An increase in demand for Active Pharmaceutical Ingredients (APIs) from India is a result of increasing customer diversification away from China, with some countries adopting a 'China plus one' policy.
The business strategy to avoid investing only in China and diversify business into other countries augurs well for Indian pharma, with the latter identifying and prioritizing production of 53 raw materials and APIs, and investment to the tune of $1.3 billion in domestic pharmaceutical producers.
The government has set in motion a series of initiatives including establishing pharma clusters, offering production-linked schemes and other related measures with a view to bolster India’s API-production capacity and turn India into a globally competitive API manufacturing hub.
As an official pointed out, India's Production Linked Incentive (PLI) scheme, which was approved in December, is meant to be a kick-starter for API producers to ensure supply at competitive prices. The objective is to gain enough volumes in the grant period so that economies-of-scale make the post-grant business of API production viable.

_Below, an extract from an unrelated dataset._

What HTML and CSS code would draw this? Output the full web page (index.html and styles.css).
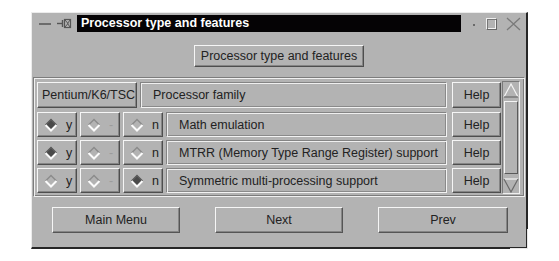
FILE: index.html
```html
<!DOCTYPE html>
<html>
<head>
<meta charset="utf-8">
<link rel="stylesheet" href="styles.css">
</head>
<body>
<div class="win">
  <div class="titlebar">
    <svg class="ico-min" width="12" height="4" viewBox="0 0 12 4"><line x1="0" y1="2" x2="12" y2="2" stroke="#5a5a5a" stroke-width="1.6"/></svg>
    <svg class="ico-pin" width="15" height="11" viewBox="0 0 15 11"><line x1="0" y1="5.5" x2="5" y2="5.5" stroke="#555" stroke-width="1.4"/><line x1="5.5" y1="2" x2="5.5" y2="9" stroke="#555" stroke-width="1.4"/><rect x="7.5" y="1.5" width="6" height="8" fill="none" stroke="#555" stroke-width="1.2"/><path d="M8 2 L11 5.5 L8 9 M13 2 L10.5 5.5 L13 9" fill="none" stroke="#555" stroke-width="1"/></svg>
    <div class="title">Processor type and features</div>
    <span class="dot"></span>
    <span class="sq"></span>
    <svg class="ico-x" width="15" height="14" viewBox="0 0 15 14"><path d="M1 1 L14 13 M14 1 L1 13" stroke="#7a7a7a" stroke-width="1.3" fill="none"/></svg>
  </div>
  <div class="topbar"><div class="btn topbtn">Processor type and features</div></div>
  <div class="group">
    <div class="rows">
      <div class="row first">
        <div class="btn tab">Pentium/K6/TSC</div>
        <div class="field fam">Processor family</div>
        <div class="btn help">Help</div>
      </div>
      <div class="row">
        <div class="btn radio"><svg class="dia" width="14" height="14" viewBox="0 0 14 14"><polygon points="7,1 13,7 7,13 1,7" fill="#4a4a4a"/><path d="M1.5 7 L7 1.5 L12.5 7" fill="none" stroke="#5e5e5e" stroke-width="1.5"/><path d="M1.5 7 L7 12.5 L12.5 7" fill="none" stroke="#fbfbfb" stroke-width="2"/></svg><span>y</span></div>
        <div class="btn radio dis"><svg class="dia" width="14" height="14" viewBox="0 0 14 14"><path d="M1.5 7 L7 1.5 L12.5 7" fill="none" stroke="#8c8c8c" stroke-width="1.5"/><path d="M1.5 7 L7 12.5 L12.5 7" fill="none" stroke="#fbfbfb" stroke-width="2"/></svg><span>-</span></div>
        <div class="btn radio"><svg class="dia" width="14" height="14" viewBox="0 0 14 14"><path d="M1.5 7 L7 1.5 L12.5 7" fill="none" stroke="#8c8c8c" stroke-width="1.5"/><path d="M1.5 7 L7 12.5 L12.5 7" fill="none" stroke="#fbfbfb" stroke-width="2"/></svg><span>n</span></div>
        <div class="field">Math emulation</div>
        <div class="btn help">Help</div>
      </div>
      <div class="row">
        <div class="btn radio"><svg class="dia" width="14" height="14" viewBox="0 0 14 14"><polygon points="7,1 13,7 7,13 1,7" fill="#4a4a4a"/><path d="M1.5 7 L7 1.5 L12.5 7" fill="none" stroke="#5e5e5e" stroke-width="1.5"/><path d="M1.5 7 L7 12.5 L12.5 7" fill="none" stroke="#fbfbfb" stroke-width="2"/></svg><span>y</span></div>
        <div class="btn radio dis"><svg class="dia" width="14" height="14" viewBox="0 0 14 14"><path d="M1.5 7 L7 1.5 L12.5 7" fill="none" stroke="#8c8c8c" stroke-width="1.5"/><path d="M1.5 7 L7 12.5 L12.5 7" fill="none" stroke="#fbfbfb" stroke-width="2"/></svg><span>-</span></div>
        <div class="btn radio"><svg class="dia" width="14" height="14" viewBox="0 0 14 14"><path d="M1.5 7 L7 1.5 L12.5 7" fill="none" stroke="#8c8c8c" stroke-width="1.5"/><path d="M1.5 7 L7 12.5 L12.5 7" fill="none" stroke="#fbfbfb" stroke-width="2"/></svg><span>n</span></div>
        <div class="field">MTRR (Memory Type Range Register) support</div>
        <div class="btn help">Help</div>
      </div>
      <div class="row">
        <div class="btn radio"><svg class="dia" width="14" height="14" viewBox="0 0 14 14"><path d="M1.5 7 L7 1.5 L12.5 7" fill="none" stroke="#8c8c8c" stroke-width="1.5"/><path d="M1.5 7 L7 12.5 L12.5 7" fill="none" stroke="#fbfbfb" stroke-width="2"/></svg><span>y</span></div>
        <div class="btn radio dis"><svg class="dia" width="14" height="14" viewBox="0 0 14 14"><path d="M1.5 7 L7 1.5 L12.5 7" fill="none" stroke="#8c8c8c" stroke-width="1.5"/><path d="M1.5 7 L7 12.5 L12.5 7" fill="none" stroke="#fbfbfb" stroke-width="2"/></svg><span>-</span></div>
        <div class="btn radio"><svg class="dia" width="14" height="14" viewBox="0 0 14 14"><polygon points="7,1 13,7 7,13 1,7" fill="#4a4a4a"/><path d="M1.5 7 L7 1.5 L12.5 7" fill="none" stroke="#5e5e5e" stroke-width="1.5"/><path d="M1.5 7 L7 12.5 L12.5 7" fill="none" stroke="#fbfbfb" stroke-width="2"/></svg><span>n</span></div>
        <div class="field">Symmetric multi-processing support</div>
        <div class="btn help">Help</div>
      </div>
    </div>
    <div class="scroll">
      <svg class="arrow" width="16" height="15" viewBox="0 0 16 15"><polygon points="8,1 15,14 1,14" fill="#b3b3b3"/><path d="M1 14 L8 1 L15 14" fill="none" stroke="#f4f4f4" stroke-width="1.2"/><path d="M1 14 L15 14" stroke="#6a6a6a" stroke-width="1.2"/></svg>
      <div class="thumb"></div>
      <svg class="arrow" width="16" height="15" viewBox="0 0 16 15"><polygon points="1,1 15,1 8,14" fill="#b3b3b3"/><path d="M1 1 L15 1" stroke="#f4f4f4" stroke-width="1.2"/><path d="M1 1 L8 14 L15 1" fill="none" stroke="#6a6a6a" stroke-width="1.2"/></svg>
    </div>
  </div>
  <div class="bottom">
    <div class="btn big">Main Menu</div>
    <div class="btn big">Next</div>
    <div class="btn big prev">Prev</div>
  </div>
  <div class="corner"></div>
</div>
</body>
</html>
```

FILE: styles.css
```css
html, body {
  margin: 0;
  padding: 0;
  background: #ffffff;
}
body {
  font-family: "Liberation Sans", Arial, sans-serif;
  font-size: 12.5px;
  color: #222222;
}
.win {
  position: relative;
  margin: 12px 0 0 31px;
  width: 497px;
  height: 237px;
  box-sizing: border-box;
  background: #b3b3b3;
  border-top: 1px solid #ececec;
  border-left: 1px solid #ececec;
  border-right: 2px solid #262626;
  border-bottom: 2px solid #262626;
}
.titlebar {
  display: flex;
  align-items: center;
  height: 17px;
  margin-top: 2px;
}
.ico-min {
  margin-left: 7px;
}
.ico-pin {
  margin-left: 6px;
}
.title {
  margin-left: 5px;
  width: 384px;
  height: 17px;
  box-sizing: border-box;
  background: #050305;
  color: #ffffff;
  font-weight: bold;
  font-size: 12.5px;
  line-height: 17px;
  padding-left: 4px;
}
.dot {
  width: 2px;
  height: 2px;
  background: #6a6a6a;
  margin-left: 12px;
  margin-top: 2px;
}
.sq {
  width: 9px;
  height: 10px;
  margin-left: 11px;
  border-top: 1px solid #efefef;
  border-left: 1px solid #efefef;
  border-right: 1px solid #666;
  border-bottom: 1px solid #666;
  box-shadow: inset 1px 1px #777, inset -1px -1px #f0f0f0;
}
.ico-x {
  margin-left: 9px;
}
.btn {
  box-sizing: border-box;
  background: #b3b3b3;
  border: 1px solid;
  border-color: #f6f6f6 #4e4e4e #4e4e4e #f6f6f6;
  box-shadow: inset -1px -1px #858585;
  display: flex;
  align-items: center;
  justify-content: center;
}
.topbar {
  display: flex;
  justify-content: center;
  margin-top: 13px;
}
.topbtn {
  width: 170px;
  height: 22px;
  padding-bottom: 1px;
}
.group {
  display: flex;
  margin: 10px 0 0 1px;
  width: 492px;
  height: 120px;
  box-sizing: border-box;
  border: 1px solid;
  border-color: #7c7c7c #f0f0f0 #f0f0f0 #7c7c7c;
  box-shadow: inset 1px 1px #f0f0f0, inset -1px -1px #7c7c7c;
  padding: 3px 0 0 3px;
}
.rows {
  display: flex;
  flex-direction: column;
  gap: 3px;
  width: 464px;
  padding-top: 1px;
}
.row {
  display: flex;
  height: 25px;
  gap: 3px;
}
.row.first {
  height: 26px;
  margin-bottom: 1px;
}
.tab {
  width: 100px;
  justify-content: flex-start;
  padding-left: 4px;
}
.field {
  box-sizing: border-box;
  flex: 0 0 281px;
  display: flex;
  align-items: center;
  padding-left: 12px;
  border: 1px solid;
  border-color: #848484 #f2f2f2 #f2f2f2 #848484;
  box-shadow: inset 1px 1px #efefef, inset -1px -1px #8a8a8a;
}
.field.fam {
  flex-basis: 307px;
}
.help {
  width: 49px;
  margin-left: 2px;
}
.radio {
  width: 40px;
  justify-content: flex-start;
  padding-left: 6px;
}
.radio span {
  margin-left: 8px;
}
.radio.dis span {
  color: #9c9c9c;
}
.scroll {
  box-sizing: border-box;
  width: 18px;
  height: 113px;
  margin-left: 1px;
  border: 1px solid;
  border-color: #7a7a7a #f0f0f0 #f0f0f0 #7a7a7a;
  display: flex;
  flex-direction: column;
  align-items: center;
  padding-top: 1px;
}
.thumb {
  box-sizing: border-box;
  width: 14px;
  height: 73px;
  margin: 3px 0 4px;
  border: 1px solid;
  border-color: #f4f4f4 #5a5a5a #5a5a5a #f4f4f4;
}
.bottom {
  display: flex;
  margin: 10px 0 0 20px;
  gap: 35px;
}
.big {
  width: 128px;
  height: 26px;
  border-color: #f6f6f6 #555 #555 #f6f6f6;
  box-shadow: inset -1px -1px #858585;
}
.big.prev {
  width: 130px;
}
.corner {
  position: absolute;
  right: -2px;
  bottom: -2px;
  width: 17px;
  height: 19px;
  border-right: 1px solid #e8e8e8;
  border-bottom: 1px solid #e8e8e8;
}
```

The official added that March 2020 saw a global shift in sentiment to reduce dependence on a single country and the Indian government immediately stepped up to the plate.
India has also revived state-run companies to ramp up cheap generic production.
Though API prices are expected to normalize in the near term, Indian manufacturers nevertheless remain in a sweet spot and will continue getting opportunities to drive growth over the long term.
Market research agency Crisil has said in a note that Chinese supply disruptions and persistent quality issues provided opportunities for Indian players "as customers look at India as an alternative supplier of bulk drugs. Indian API exporters have been able to garner good realizations on their exports during the first half of this fiscal." Major regions such as the USA and Europe ensured good exports growth.